There is not a single good reason our cities can’t be full of joy. They are supposed to be. They used to be. In other places, they still are. We have been convinced by the sprawl industrial complex that life is just a series of meaningless purchases we must constantly maintain to keep the country from descending into anarchy. Contrary to the beliefs of finance professionals, humans, in fact, do want to enjoy themselves. They want to have fun, they want to have friends, they want to indulge in delicious food, to be surrounded by beautiful buildings, to feel uplifted in their everyday lives. This is what we want and damn it- it’s what we deserve. Our cities are failing us, BUT, they don’t have to.
I am pissed. I am sad. I am distraught and jealous. But I am also hopeful.

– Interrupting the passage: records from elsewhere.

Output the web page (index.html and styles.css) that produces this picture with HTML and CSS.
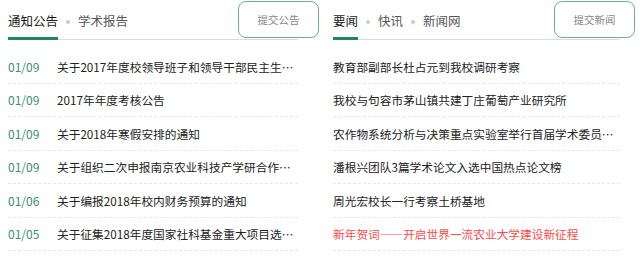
FILE: index.html
```html
<!DOCTYPE html>
<html lang="zh-CN">
<head>
    <meta charset="UTF-8">
    <title>通知公告</title>
    <link rel="stylesheet" href="styles.css">
</head>
<body>
    <div class="wrap">
        <div class="panel panel-left">
            <div class="panel-head">
                <div class="tabs">
                    <span class="tab active">通知公告</span>
                    <span class="dot"></span>
                    <span class="tab">学术报告</span>
                </div>
                <button class="submit-btn">提交公告</button>
            </div>
            <ul class="list">
                <li><span class="date">01/09</span><span class="title">关于2017年度校领导班子和领导干部民主生活会的通知</span></li>
                <li><span class="date">01/09</span><span class="title">2017年年度考核公告</span></li>
                <li><span class="date">01/09</span><span class="title">关于2018年寒假安排的通知</span></li>
                <li><span class="date">01/09</span><span class="title">关于组织二次申报南京农业科技产学研合作项目的通知</span></li>
                <li><span class="date">01/06</span><span class="title">关于编报2018年校内财务预算的通知</span></li>
                <li><span class="date">01/05</span><span class="title">关于征集2018年度国家社科基金重大项目选题的通知</span></li>
            </ul>
        </div>

        <div class="panel panel-right">
            <div class="panel-head">
                <div class="tabs">
                    <span class="tab active">要闻</span>
                    <span class="dot"></span>
                    <span class="tab">快讯</span>
                    <span class="dot"></span>
                    <span class="tab">新闻网</span>
                </div>
                <button class="submit-btn">提交新闻</button>
            </div>
            <ul class="list">
                <li><span class="title">教育部副部长杜占元到我校调研考察</span></li>
                <li><span class="title">我校与句容市茅山镇共建丁庄葡萄产业研究所</span></li>
                <li><span class="title">农作物系统分析与决策重点实验室举行首届学术委员会会议</span></li>
                <li><span class="title">潘根兴团队3篇学术论文入选中国热点论文榜</span></li>
                <li><span class="title">周光宏校长一行考察土桥基地</span></li>
                <li><span class="title hot">新年贺词——开启世界一流农业大学建设新征程</span></li>
            </ul>
        </div>
    </div>
</body>
</html>
```

FILE: styles.css
```css
body {
    margin: 0;
    font-family: "Noto Sans CJK SC", "Liberation Sans", sans-serif;
    color: #333;
    background: #fff;
}

.wrap {
    display: grid;
    grid-template-columns: 290px 287px;
    column-gap: 35px;
    padding-left: 8px;
}

.panel-head {
    display: flex;
    justify-content: space-between;
    height: 40px;
    box-sizing: border-box;
    border-bottom: 1px solid #dcdcdc;
}

.tabs {
    display: flex;
    align-items: stretch;
}

.tab {
    display: flex;
    align-items: center;
    box-sizing: border-box;
    height: 40px;
    padding-top: 4px;
    border-bottom: 3px solid transparent;
    font-size: 12.5px;
    color: #555;
}

.tab.active {
    color: #1a1a1a;
    border-bottom-color: #1b8a5c;
}

.dot {
    width: 4px;
    height: 4px;
    border-radius: 50%;
    background: #ccc;
    align-self: center;
    margin: 4px 8px 0 8px;
}

.submit-btn {
    width: 81px;
    height: 37px;
    margin-top: 1px;
    border: 1px solid #6ab684;
    border-radius: 8px;
    background: #fff;
    font-family: inherit;
    font-size: 10.5px;
    color: #888;
    padding: 0;
}

.panel-left .submit-btn {
    margin-right: -21px;
}

.panel-right .submit-btn {
    margin-right: -15px;
}

.list {
    list-style: none;
    margin: 10px 0 0 0;
    padding: 0;
}

.list li {
    display: flex;
    height: 33.5px;
    box-sizing: border-box;
    align-items: center;
    border-bottom: 1px dashed #e6e6e6;
    font-size: 11.7px;
}

.date {
    flex: 0 0 49px;
    font-size: 12px;
    color: #3c8f70;
}

.title {
    flex: 1;
    min-width: 0;
    white-space: nowrap;
    overflow: hidden;
    text-overflow: ellipsis;
    color: #222;
}

.title.hot {
    color: #ff4a4a;
}
```
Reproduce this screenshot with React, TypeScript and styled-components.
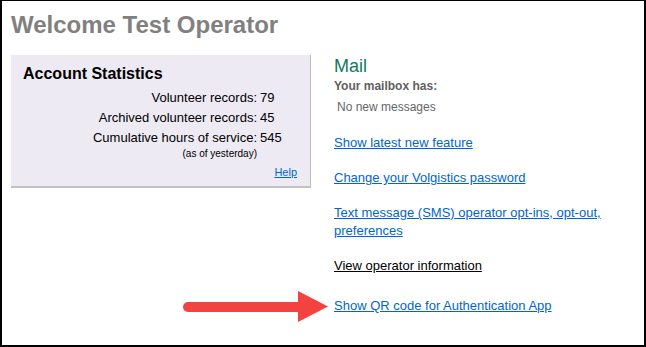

There will be a day, a moment when a group of city officials realize something profound. That the way cities used to operate is the ways cities still should operate. The town that turns its back on the Sprawl Economy is in for a very pleasant awakening. The savvy city that sorts this out is going to reap rewards beyond belief. Residents will fall in love. Pride will swell. Small businesses will grow exponentially and continuously thrive. Local wealth will build in bounds. Ownership will return to the hands of people that call the community ‘home’ and to people that give a damn about its well-being. Everyone will want to come see this town, everyone will want to come live in this town. This will be a city that brings people joy, it will be a city that people deserve and they will love it so much in return. Maybe we will all be so lucky to be here for the great American civic renaissance.
Just let me know when this happens so we can list our house.